1Policy-before-dispatch gate is active in both submit and dispatch path
2High-risk actions route to approval with immutable policy snapshot reference
3Run state is durable, queryable, and mapped to pointers for context/results
4Retry and timeout behavior is tested with at least one worker kill drill
5Output safety decisions (ALLOW, REDACT, QUARANTINE) are visible in logs and metrics
6Dead-letter queue has clear ownership and documented replay procedure
7Per-agent credentials are scoped and rotation process is documented
8Canary gates are explicit and automated: success rate, latency, queue depth, policy anomalies
9Rollback runbook includes both technical rollback and stakeholder communication path
10On-call team can answer: what executed, why it executed, and who approved it

Frequently Asked Questions

What do AI agents need for production deployment?
Six infrastructure layers: a message bus (NATS or Kafka) for job routing, durable state store (Redis or Postgres) for run history, a scheduler with retry/timeout/dead-letter handling, a pre-dispatch policy engine that evaluates every action before execution, an output safety pipeline (allow/redact/quarantine), and an immutable audit trail. You also need a phased rollout plan — never jump from staging to 100% traffic.
What are compliance requirements for deploying AI agents in production?

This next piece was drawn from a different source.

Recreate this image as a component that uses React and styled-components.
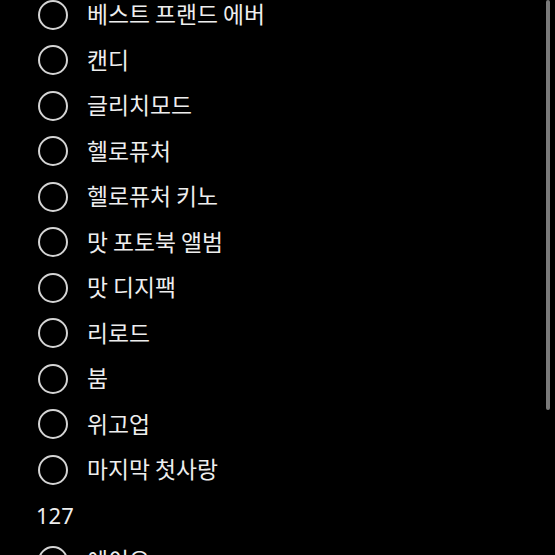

Most teams map to SOC 2 Type II, ISO 27001, or NIST AI RMF. Auditors look for: per-agent credential scoping with rotation evidence, approval records bound to policy snapshots, immutable append-only audit logs with defined retention, reproducible incident timelines from trigger to resolution, and versioned policy files with PR review before deployment. The key insight: if you already have pre-dispatch policy, approval routing, and an immutable audit trail, compliance becomes documentation of controls you already run.
How do you reduce blast radius during AI agent rollout?
Use staged traffic percentages with objective promotion gates. Phase 0: synthetic replay (0 policy bypasses). Phase 1: 5% low-risk traffic (success rate >= 99%). Phase 2: 25% mixed workload (P95 latency within +20% baseline). Phase 3: 50-100% (two clean weekly reviews + passed rollback drill). If any gate fails, roll back immediately — don't spend six hours debating ownership.
What hosting options exist for AI agents in production?
Three main options: Managed runtimes (PaaS) for teams optimizing speed and low ops load — tradeoff is platform limits. Kubernetes for high-volume workloads needing strict networking and custom runtime controls — tradeoff is operational complexity. VM-based deployment for legacy integration and simple small-scale workloads — tradeoff is manual scaling. The right choice depends on your operational capacity, security posture, and scale requirements.
Is output filtering alone enough for production safety?
No. Output filtering runs after execution — the agent has already performed the action. You also need pre-dispatch policy checks so dangerous actions are blocked before any side effects happen. Think of it this way: output safety catches data leaks in responses, but pre-dispatch policy prevents the agent from executing a destructive database query in the first place. You need both.
What steps should I follow to deploy an AI agent to production?
Phase 0 (3-7 days): Run synthetic replay with policy checks, targeting 0 critical bypasses. Phase 1 (3-5 days): Route 5% of low-risk jobs, require >= 99% success rate with no unapproved high-risk actions. Phase 2 (5-7 days): Expand to 25% mixed workload, enforce P95 latency within +20% baseline and stable approval queue. Phase 3 (7-14 days): Scale to 50-100% after two clean weekly reviews and a passed rollback drill. Each phase has explicit promotion gates — no subjective assessments.
How do I test rollback before going to production?
Run four drills before each traffic increase: (1) Submit a denied action and verify hard block with correct audit entry, (2) Submit an approval-required action and verify it enters the queue correctly, (3) Kill a worker process mid-run and verify retry without duplicate side effects, (4) Trigger the rollback path and confirm the compensating action timeline is clean. The safest rollback is the one you tested last week, not the one in a doc from last quarter.